# any1 going to LMDC this yr (2007)?



## soursugar (Dec 31, 2006)

hey ppl!!! just wanted to know if any1 was gonna go to LMDC or was thinking abt going? im probably gonna end up going there so thought it would be nice to get to noe sum ppl b4 hand #grin


----------



## Med student 786 (Aug 13, 2006)

well iono if ill go there...but i sure would wanna go there...just dont know how to apply ...do u??


----------



## soursugar (Dec 31, 2006)

the process is really straighforward for foreigners (ie us) all u hafto do is submit ur ibcc equivlanecy certificate n it has to be above 60%... also submit a copy of ur official high skool transcript n talk to the guy, pay the fees n ur done... if ur really interest then i suggest u do it rite away, they only have like 5 seats left outta 15... they have a lot of foreign kids coming this year


----------



## Med student 786 (Aug 13, 2006)

oo that sounds kool sourssugar... but how about the application? i dont see that online...and for the ibcc certificate..i dint receive that yet..but dunt know when ill receive it either..but i do know i qualify to apply to med school watever that means by the ibcc people..do u have any ideas as to what i should do?? ...and do u know how many seats they have for dental school ...foreign students that is...aight thanks for the help!


----------



## husain87 (Aug 17, 2007)

Hello soursuger! Are you sure this is all that is needed for a US citizen to apply in LMDC. What about the entrance test of LMDC? Isnt it mandatory?


----------



## soursugar (Dec 31, 2006)

theres no entrance tests for foreigners... as i said just get ur ibcc certificate n make sure its above 60% (660/1100) n just go to the college n talk to the admin there n they'll give u the form n everything... they have 15 foreign seats for mbbs of which 6 were empty (at the time of my admission) and they have 10 foreign seats for bds of which 9 were empty... if the ibcc is delaying ur certificate then try to get the provisional ASAP cuz a lot of local pakistanis are willing to pay for the foreign seat n get admissions (i noe it sounds impossible but its paki everything goes)... again if u really are interested try to get everything done ASAP cuz admissions are really tight this year n by this i mean there are thousands of students applying to every college n seats are limited n its basically first come first serve for foreigners cuz we dnt hafto take the entrance exam or anything


----------



## Med student 786 (Aug 13, 2006)

oo thz kool soursugar! but do u know anything about the school itself...i mean did u visit it?? where u from anyways?? where u coming from i mean?? if u dont mind tellin..what was ur ibcc score out of 1100??


----------



## Med student 786 (Aug 13, 2006)

do u know what the minimum requirement for Dental school is?? is it also 660/1100 or is it different?? can you plz chek it up for me...thanks


----------



## Leena (Sep 6, 2007)

what is annual fees for overseas pakistani students.


----------



## salmanyk123 (Sep 18, 2007)

duhude, does LMDC even kind of prepare you for the USMLE?
and does it have a pass percentage for it? if yes, someone let me know.


----------



## MastahRiz (Jan 26, 2006)

All Pakistani medical schools have the same course layout and also same methods of teaching, which are both very oriented towards USMLE prep.
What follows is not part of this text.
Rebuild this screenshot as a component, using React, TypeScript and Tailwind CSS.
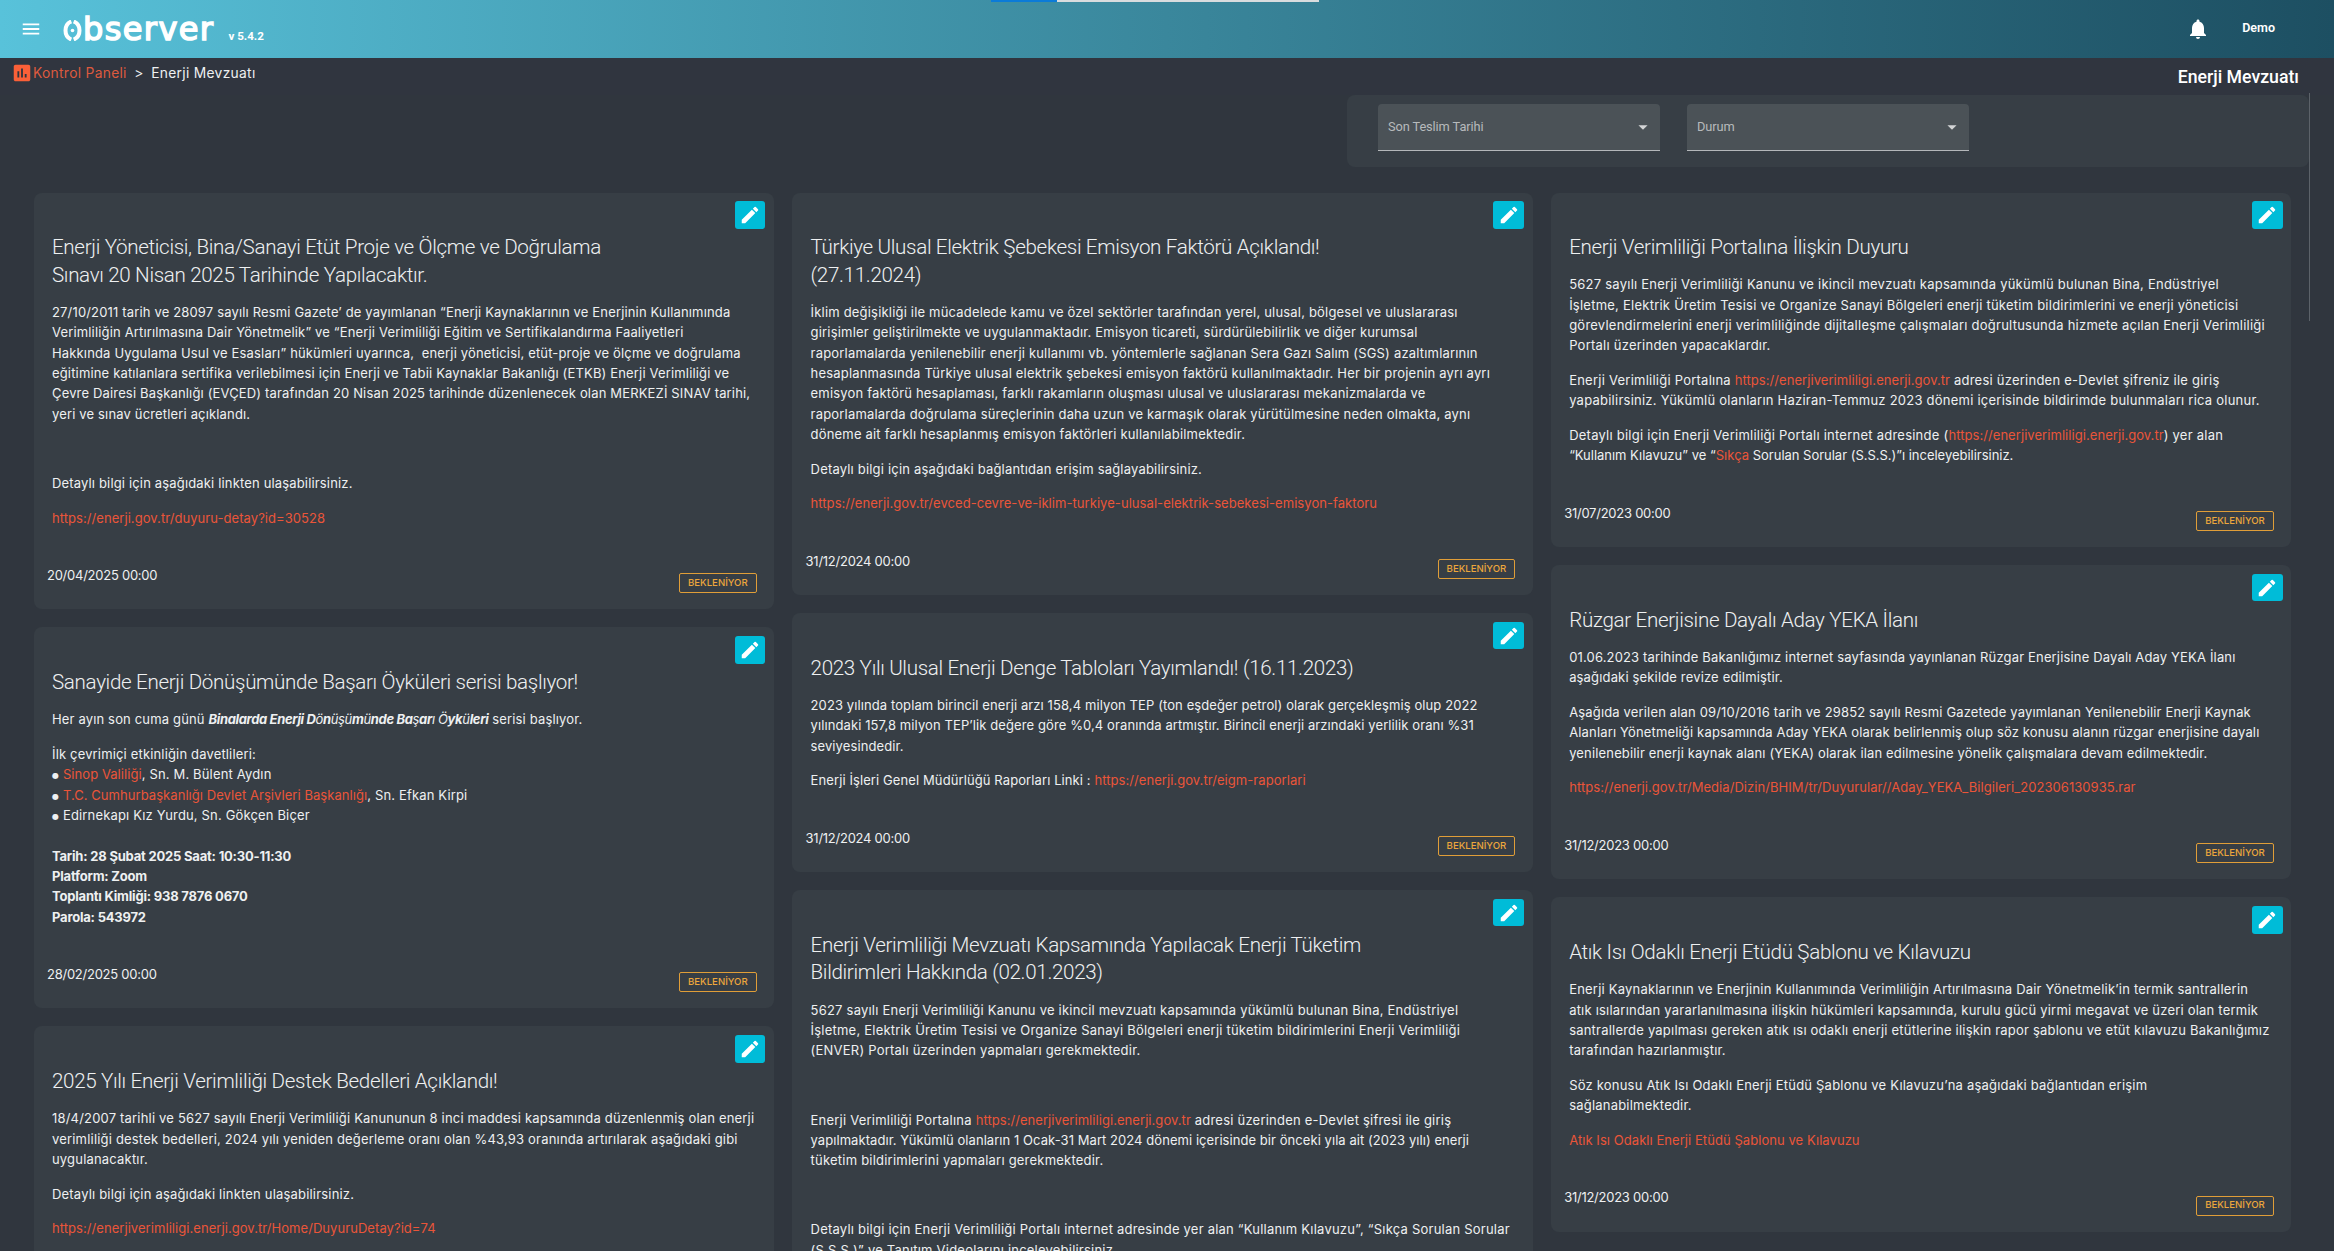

Don't know about the pass percentage though.


----------



## salmanyk123 (Sep 18, 2007)

thank you man, that takes alot of my chest. i was actually in the university of michigan for two weeks for engineering switched to pre-health. listened to some advice from doctors there, and came back here.


----------



## soursugar (Dec 31, 2006)

salmanyk123 said:


> thank you man, that takes alot of my chest. i was actually in the university of michigan for two weeks for engineering switched to pre-health. listened to some advice from doctors there, and came back here.


 
r u gonna go to lmdc?


----------



## taimur (Jul 4, 2006)

everybody knows how to get into lmdc.............................


----------



## squid (Jun 19, 2007)

soursugar said:


> hey ppl!!! just wanted to know if any1 was gonna go to LMDC or was thinking abt going? im probably gonna end up going there so thought it would be nice to get to noe sum ppl b4 hand #grin


heyy i'm gonna go to LMDC till the punjab merit list comes out. are you still going to there? i got my letter today, orientation starts on the 15th#happy


----------



## ghummank04 (Oct 22, 2007)

obtaining more than 60% doesn't mean u get the admission automatically....as mentioned above, there is alot of competition among foreingners. http://www.hec.gov.pk/new/AcademicA...tudents/download/merit_list_SFS_2007-2008.pdf
this is the provisional list of foreign applicants that got admitted in pakistani institutes. You can get an idea of how much score you need to secure a seat. In BDS the lowest grade was 773/1100 and 935/1100 the highest. In MBBS the lowest grade was 792/1100.


----------